→ Exercise details
What lines of the data hold the string "inline"? Pull each one out.

→ Data extract
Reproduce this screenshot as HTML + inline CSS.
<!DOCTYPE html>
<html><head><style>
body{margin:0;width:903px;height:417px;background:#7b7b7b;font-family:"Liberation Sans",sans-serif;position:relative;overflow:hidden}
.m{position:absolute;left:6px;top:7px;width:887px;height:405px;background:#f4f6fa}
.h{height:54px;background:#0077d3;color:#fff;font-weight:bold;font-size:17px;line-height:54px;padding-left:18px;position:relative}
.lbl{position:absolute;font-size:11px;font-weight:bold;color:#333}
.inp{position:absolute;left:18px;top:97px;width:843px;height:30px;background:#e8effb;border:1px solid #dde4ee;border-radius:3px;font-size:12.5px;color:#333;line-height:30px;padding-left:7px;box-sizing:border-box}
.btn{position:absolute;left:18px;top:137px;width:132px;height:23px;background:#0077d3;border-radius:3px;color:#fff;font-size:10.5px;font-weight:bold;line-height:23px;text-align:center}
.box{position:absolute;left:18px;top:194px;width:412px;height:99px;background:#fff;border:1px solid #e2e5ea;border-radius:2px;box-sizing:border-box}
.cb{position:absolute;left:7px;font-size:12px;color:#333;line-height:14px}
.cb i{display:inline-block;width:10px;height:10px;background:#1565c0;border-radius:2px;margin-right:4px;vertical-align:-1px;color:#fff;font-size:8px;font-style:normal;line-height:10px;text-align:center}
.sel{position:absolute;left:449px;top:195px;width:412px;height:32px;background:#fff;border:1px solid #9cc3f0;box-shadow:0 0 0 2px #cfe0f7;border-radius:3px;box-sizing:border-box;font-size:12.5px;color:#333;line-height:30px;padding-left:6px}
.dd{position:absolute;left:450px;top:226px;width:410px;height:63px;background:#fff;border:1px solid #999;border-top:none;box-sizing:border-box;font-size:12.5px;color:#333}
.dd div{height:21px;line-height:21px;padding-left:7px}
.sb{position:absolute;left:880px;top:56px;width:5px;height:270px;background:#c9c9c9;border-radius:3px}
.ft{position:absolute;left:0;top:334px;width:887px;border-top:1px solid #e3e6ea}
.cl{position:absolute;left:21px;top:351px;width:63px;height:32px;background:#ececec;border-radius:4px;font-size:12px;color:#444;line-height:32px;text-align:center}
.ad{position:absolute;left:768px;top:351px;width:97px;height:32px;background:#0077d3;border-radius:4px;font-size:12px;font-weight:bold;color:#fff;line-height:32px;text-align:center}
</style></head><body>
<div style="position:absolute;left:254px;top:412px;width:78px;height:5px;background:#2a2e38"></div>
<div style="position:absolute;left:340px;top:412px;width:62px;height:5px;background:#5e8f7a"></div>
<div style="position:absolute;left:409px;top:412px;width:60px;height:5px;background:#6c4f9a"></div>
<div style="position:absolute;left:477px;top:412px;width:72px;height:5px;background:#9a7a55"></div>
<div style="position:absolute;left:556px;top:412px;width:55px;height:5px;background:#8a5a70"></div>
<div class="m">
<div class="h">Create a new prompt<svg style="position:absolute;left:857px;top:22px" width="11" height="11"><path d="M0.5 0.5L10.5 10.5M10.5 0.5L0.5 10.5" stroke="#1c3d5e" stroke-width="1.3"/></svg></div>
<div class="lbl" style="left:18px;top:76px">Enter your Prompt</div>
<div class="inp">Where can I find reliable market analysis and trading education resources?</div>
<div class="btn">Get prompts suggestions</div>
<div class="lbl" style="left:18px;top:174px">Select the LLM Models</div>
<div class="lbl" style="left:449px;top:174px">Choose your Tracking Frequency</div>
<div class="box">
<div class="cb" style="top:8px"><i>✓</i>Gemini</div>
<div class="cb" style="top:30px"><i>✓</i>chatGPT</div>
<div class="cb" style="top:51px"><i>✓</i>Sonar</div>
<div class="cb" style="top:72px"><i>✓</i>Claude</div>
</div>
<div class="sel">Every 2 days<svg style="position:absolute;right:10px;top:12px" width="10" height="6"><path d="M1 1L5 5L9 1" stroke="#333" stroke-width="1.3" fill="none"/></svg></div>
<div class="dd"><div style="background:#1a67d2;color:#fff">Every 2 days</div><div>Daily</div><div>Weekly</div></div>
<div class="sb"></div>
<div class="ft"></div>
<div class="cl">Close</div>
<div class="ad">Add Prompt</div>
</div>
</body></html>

→ Result for this task
Reproduce this screenshot as HTML + inline CSS.
.cb i{display:inline-block;width:10px;height:10px;background:#1565c0;border-radius:2px;margin-right:4px;vertical-align:-1px;color:#fff;font-size:8px;font-style:normal;line-height:10px;text-align:center}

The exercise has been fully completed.